Yeah that sounds good too.

On Thu, Feb 11, 2021, 15:17 Ash Berlin-Taylor <[email protected]> wrote:

> The problem with tightly specifying all the constraints (including the
> providers) is that it means you can't do something like `pip install -U
> apache-airflow-providers-google` but have the _core_ Airflow constrained.

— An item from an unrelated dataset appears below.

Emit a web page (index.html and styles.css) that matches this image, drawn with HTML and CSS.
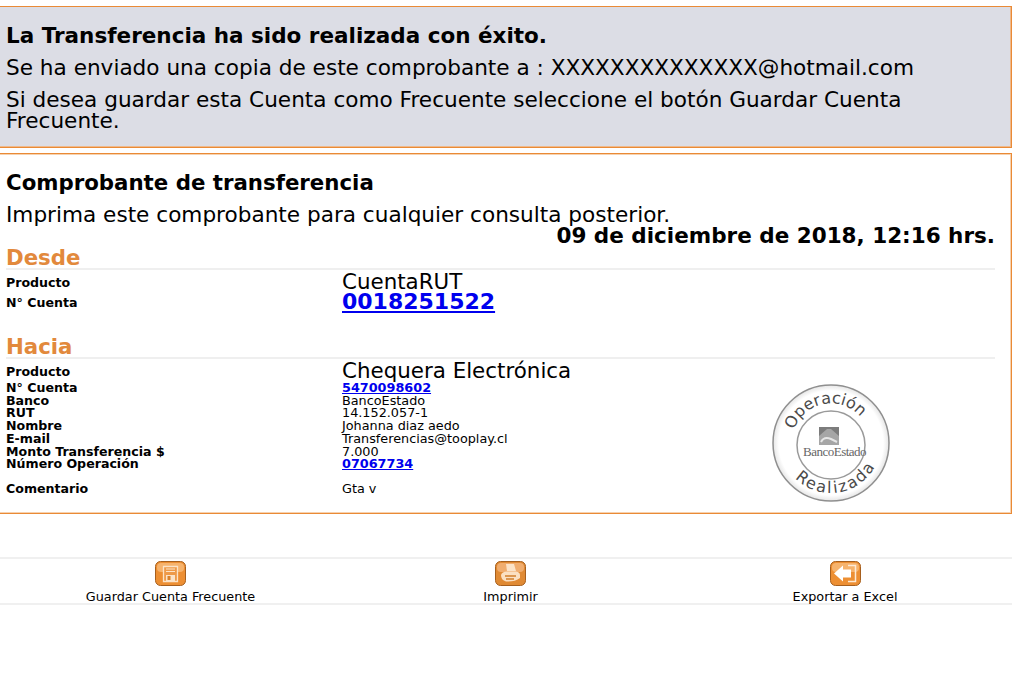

> (Pip may be better at upgrading less in cases like this now?)
>
> I have a proposal: two constraint files (for each python version) -- a
> "core" and a "full".
>
> The "full" is as you propose, with the providers, and their deps in the
> file.
>
> The "core" is _just_ the core requirements for Airflow without any
> providers, or any transitive deps. This will include deps non-provider
> extras though.
>
> How does that sound?
>
> -ash
>
> On Thu, 11 Feb, 2021 at 14:07, Kaxil Naik <[email protected]> wrote:
>
> Yup, that is correct. That will allow us to make sure that whenever
> Airflow was released, all the dependencies including the provider are
> snapshotted in constraints. So even if someone tries to install the same
> version a year later with constraints it should work fine without having to
> worry about the latest version of a specific provider breaking it.
>
> And then users can ofcourse install or upgrade providers after that if
> they like.
>
> Kaxil - did I understand it correctly ? If so - I think this is the best
>> we can do to keep two properties:
>
> * repeatable installation of already released version
>> * capability (and easy way of) upgrading to latest providers
>
>
> On Thu, Feb 11, 2021 at 12:42 PM Jarek Potiuk <[email protected]> wrote:
>
>> > Oh I misunderstood -- I thought you were suggesting putting the
>> transitive deps of apache-airflow-providers-google v2.0 into constraint-2.0
>> files etc.
>>
>> Well. That too. The transitive deps already are in the constraint files
>> and that will remain, I think this is the main reason why we have
>> the constraint files. The main reason why constraint files are "snapshots
>> of all dependencies'' (currently they exclude providers) is to have a
>> repeatable installation. Let me reiterate then how I understand Kaxil's
>> proposal (which I think makes perfect sense).
>>
>> I really see the "extras" and constraints as a convenient way for users
>> to install a released version of airflow with the set of providers they
>> choose and dependencies in versions that we know are working. No more, no
>> less. Then they are free to upgrade the dependencies as they wish.
>>
>> How I see the current proposal - the constraint files will only differ
>> from the current ones by adding 'apache-airflow-providers-google==1.0.0"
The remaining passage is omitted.